The Chinese framing: stratagems, indirectness, and advantage accumulation
China’s strategic tradition is often described (in Western analysis) as emphasizing:
indirect approaches
long-horizon “condition setting”
shaping the situation so outcomes become “natural” (often discussed as shi—the configuration of advantage)
Even if you never use the vocabulary, the operational lesson for defenders and red teams is clear:
Campaigns matter. Dwell matters. Pre-positioning matters. The most important “move” may happen months before the incident anyone notices. Threat emulation shouldn’t just be “Day 1: phishing, Day 2: lateral movement.”
It should include:
credential seeding and patient reuse
vendor/channel access and trust exploitation
dormant footholds
selective signaling (only enough noise to steer a response)
A practical model: the Deception Stack (what to red team)
Here’s a useful way to think about what we’re building.
Strategic intent (the “WHY”)
Operational objective (WHAT decision/outcome)
Story (WHAT they should believe)
Evidence plan (WHAT they will observe)
Channels/signals (WHERE the evidence appears)
TTPs (HOW you generate evidence)
Assessment / I&W (HOW you know it’s working)
MITRE ATT&CK is a library of layer 6. Great. But real-world adversaries win at layers 1–5. That’s why orgs can be “ATT&CK-mature” and still get strategically surprised.
Indications & Warning is the missing measurement discipline in most cyber exercises
If you want to know whether deception works, don’t look at your implants.
Look at defender behavior.
Indications & Warning (I&W) is essentially structured thinking about:
what “normal” looks like
what deviations mean
what thresholds trigger a different decision
In a red team exercise, define I&W as: observable defender actions that indicate what they believe.
Examples:
Ticket routing changes (who owns it?)
Severity level changes (how bad do they think it is?)
Containment choice (do they isolate a host vs rotate credentials vs call legal?)
Communication patterns (who do they notify and when?)
Hypotheses in writing (what story are they telling themselves?)
This is why deception is such a leverage point: it tests the “thinking layer” of security.
A red team recipe: build an adversary-intent test plan
Here’s a repeatable template you can literally paste into a planning doc.
Step 1: Name the target decision
“During the first 6 hours, will the org treat this as ransomware containment or as identity compromise?”
Step 2: Write the defender priors (their default story)
“We mostly see commodity phishing.”
“This vendor is trusted.”
“If EDR didn’t alert, it’s not serious.”
Step 3: Choose the adversary model
Not “APT vs crime.” Something more precise:
patient access, long dwell, minimal noise
misdirection and false attribution
focus on business process leverage (identity, integrations, finance)
Step 4: Draft the story
“What we want them to believe is happening.”
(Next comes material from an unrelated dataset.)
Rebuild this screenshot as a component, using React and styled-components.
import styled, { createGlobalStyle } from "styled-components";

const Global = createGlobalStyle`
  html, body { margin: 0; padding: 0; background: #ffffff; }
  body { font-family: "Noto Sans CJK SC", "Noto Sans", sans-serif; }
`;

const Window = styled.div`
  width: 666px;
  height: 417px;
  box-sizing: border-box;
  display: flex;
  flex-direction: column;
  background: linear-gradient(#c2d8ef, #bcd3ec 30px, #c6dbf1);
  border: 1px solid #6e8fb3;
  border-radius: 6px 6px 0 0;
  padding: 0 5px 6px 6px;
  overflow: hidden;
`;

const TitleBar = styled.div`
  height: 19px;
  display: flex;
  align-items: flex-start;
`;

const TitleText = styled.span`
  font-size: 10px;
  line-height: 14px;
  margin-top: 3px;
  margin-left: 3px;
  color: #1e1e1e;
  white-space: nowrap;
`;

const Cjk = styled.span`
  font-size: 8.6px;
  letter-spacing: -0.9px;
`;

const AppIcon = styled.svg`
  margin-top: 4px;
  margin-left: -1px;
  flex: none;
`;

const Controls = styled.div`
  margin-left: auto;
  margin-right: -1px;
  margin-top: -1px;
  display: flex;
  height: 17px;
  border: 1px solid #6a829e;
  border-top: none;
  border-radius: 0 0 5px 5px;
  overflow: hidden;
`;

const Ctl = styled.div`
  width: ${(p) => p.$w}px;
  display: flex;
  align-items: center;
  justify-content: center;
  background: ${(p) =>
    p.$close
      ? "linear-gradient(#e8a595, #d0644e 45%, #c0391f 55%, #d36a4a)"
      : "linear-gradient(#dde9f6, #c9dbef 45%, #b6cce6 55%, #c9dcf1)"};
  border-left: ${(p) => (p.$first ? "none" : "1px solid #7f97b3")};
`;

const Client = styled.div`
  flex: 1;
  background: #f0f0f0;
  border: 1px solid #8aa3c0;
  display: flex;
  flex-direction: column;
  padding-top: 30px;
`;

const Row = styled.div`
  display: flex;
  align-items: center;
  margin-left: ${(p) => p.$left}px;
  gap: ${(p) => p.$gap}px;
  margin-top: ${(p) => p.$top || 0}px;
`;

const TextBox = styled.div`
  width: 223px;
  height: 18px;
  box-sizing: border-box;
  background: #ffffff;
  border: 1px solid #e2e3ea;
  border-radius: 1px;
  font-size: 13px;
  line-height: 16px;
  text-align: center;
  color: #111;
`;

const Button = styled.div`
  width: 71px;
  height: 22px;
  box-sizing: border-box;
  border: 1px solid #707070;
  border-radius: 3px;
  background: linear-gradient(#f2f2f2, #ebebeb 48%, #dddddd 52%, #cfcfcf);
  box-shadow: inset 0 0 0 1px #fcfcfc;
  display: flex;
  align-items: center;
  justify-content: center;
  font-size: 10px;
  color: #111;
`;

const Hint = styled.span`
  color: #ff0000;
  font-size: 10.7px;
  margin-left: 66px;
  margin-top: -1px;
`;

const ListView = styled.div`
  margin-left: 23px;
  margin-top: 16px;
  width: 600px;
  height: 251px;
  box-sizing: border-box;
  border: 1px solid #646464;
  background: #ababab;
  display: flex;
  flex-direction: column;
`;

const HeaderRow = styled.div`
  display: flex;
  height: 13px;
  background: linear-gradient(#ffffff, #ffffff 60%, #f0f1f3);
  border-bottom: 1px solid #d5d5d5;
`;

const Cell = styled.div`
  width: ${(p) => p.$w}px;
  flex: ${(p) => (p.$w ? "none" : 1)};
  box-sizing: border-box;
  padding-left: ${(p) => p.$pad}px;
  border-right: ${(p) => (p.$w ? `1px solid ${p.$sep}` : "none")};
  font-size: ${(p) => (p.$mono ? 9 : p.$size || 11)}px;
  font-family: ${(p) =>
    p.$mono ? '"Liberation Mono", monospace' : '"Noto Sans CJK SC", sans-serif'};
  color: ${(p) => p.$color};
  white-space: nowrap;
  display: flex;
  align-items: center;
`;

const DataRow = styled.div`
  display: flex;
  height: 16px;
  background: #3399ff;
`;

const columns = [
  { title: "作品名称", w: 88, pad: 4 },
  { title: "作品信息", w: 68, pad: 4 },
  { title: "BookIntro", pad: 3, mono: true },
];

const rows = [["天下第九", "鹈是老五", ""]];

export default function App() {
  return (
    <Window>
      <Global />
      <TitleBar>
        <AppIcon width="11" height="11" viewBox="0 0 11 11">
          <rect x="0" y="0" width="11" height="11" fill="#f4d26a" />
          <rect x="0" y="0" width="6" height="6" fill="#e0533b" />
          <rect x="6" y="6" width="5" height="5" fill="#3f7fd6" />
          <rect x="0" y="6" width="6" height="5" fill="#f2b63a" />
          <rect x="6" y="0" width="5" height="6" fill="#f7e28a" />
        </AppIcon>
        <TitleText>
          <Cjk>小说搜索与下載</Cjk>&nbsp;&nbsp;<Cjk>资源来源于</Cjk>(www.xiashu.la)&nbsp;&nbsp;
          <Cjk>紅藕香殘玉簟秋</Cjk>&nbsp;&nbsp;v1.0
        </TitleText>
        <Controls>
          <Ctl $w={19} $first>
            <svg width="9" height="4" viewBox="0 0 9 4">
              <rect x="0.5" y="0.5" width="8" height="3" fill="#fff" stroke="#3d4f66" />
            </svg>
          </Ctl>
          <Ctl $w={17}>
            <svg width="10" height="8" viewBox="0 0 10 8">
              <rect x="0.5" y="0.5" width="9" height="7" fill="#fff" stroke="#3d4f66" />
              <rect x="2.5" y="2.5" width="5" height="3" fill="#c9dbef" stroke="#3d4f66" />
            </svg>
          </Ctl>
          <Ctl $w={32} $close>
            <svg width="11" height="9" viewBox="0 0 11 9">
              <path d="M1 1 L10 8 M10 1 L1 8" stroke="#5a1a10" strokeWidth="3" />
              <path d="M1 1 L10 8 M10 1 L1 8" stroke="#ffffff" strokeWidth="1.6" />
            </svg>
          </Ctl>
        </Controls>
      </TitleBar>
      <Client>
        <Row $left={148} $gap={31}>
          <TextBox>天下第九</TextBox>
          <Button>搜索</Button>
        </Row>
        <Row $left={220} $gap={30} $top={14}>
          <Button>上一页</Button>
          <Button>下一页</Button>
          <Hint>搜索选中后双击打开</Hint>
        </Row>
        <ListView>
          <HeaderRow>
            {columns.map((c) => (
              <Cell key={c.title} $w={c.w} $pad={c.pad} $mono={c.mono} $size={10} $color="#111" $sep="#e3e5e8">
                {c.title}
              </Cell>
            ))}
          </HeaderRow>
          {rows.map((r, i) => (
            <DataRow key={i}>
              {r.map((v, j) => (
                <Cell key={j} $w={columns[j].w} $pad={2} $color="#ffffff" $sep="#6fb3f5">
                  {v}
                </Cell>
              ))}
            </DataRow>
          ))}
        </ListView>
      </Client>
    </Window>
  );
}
Step 5: Build the evidence plan
“What will they see that supports the story?”
log artifacts
file names
timing/tempo
fake IOCs
benign-but-suspicious admin actions
Step 6: Control and safety
no real customer impact
kill switch
abort criteria
post-exercise transparency
Step 7: Define I&W and assessment
“What defender behaviors demonstrate belief adoption?”
Step 8: Debrief like an intelligence postmortem
What was the intended belief?
What belief actually formed?
Which signals drove it?
Which processes corrected it?
This is how you produce a report that changes the org.
A stance (and a warning)
Stance: Red teaming should be judged primarily on whether it reveals decision failure modes, not whether it demonstrates access.
Warning: deception inside an organization can poison trust if it’s not handled with explicit consent and tight boundaries. Use it as a training and measurement tool, not a culture war.
The point isn’t to “trick the SOC.” The point is to make the organization more resilient against adversaries who will absolutely try to shape what you believe.

When someone asks me about the topic of deception, I’m referring them to this article.
Great article Dan! And I agree with the previous comment, any conversation on deception and red teaming should start after having read this post.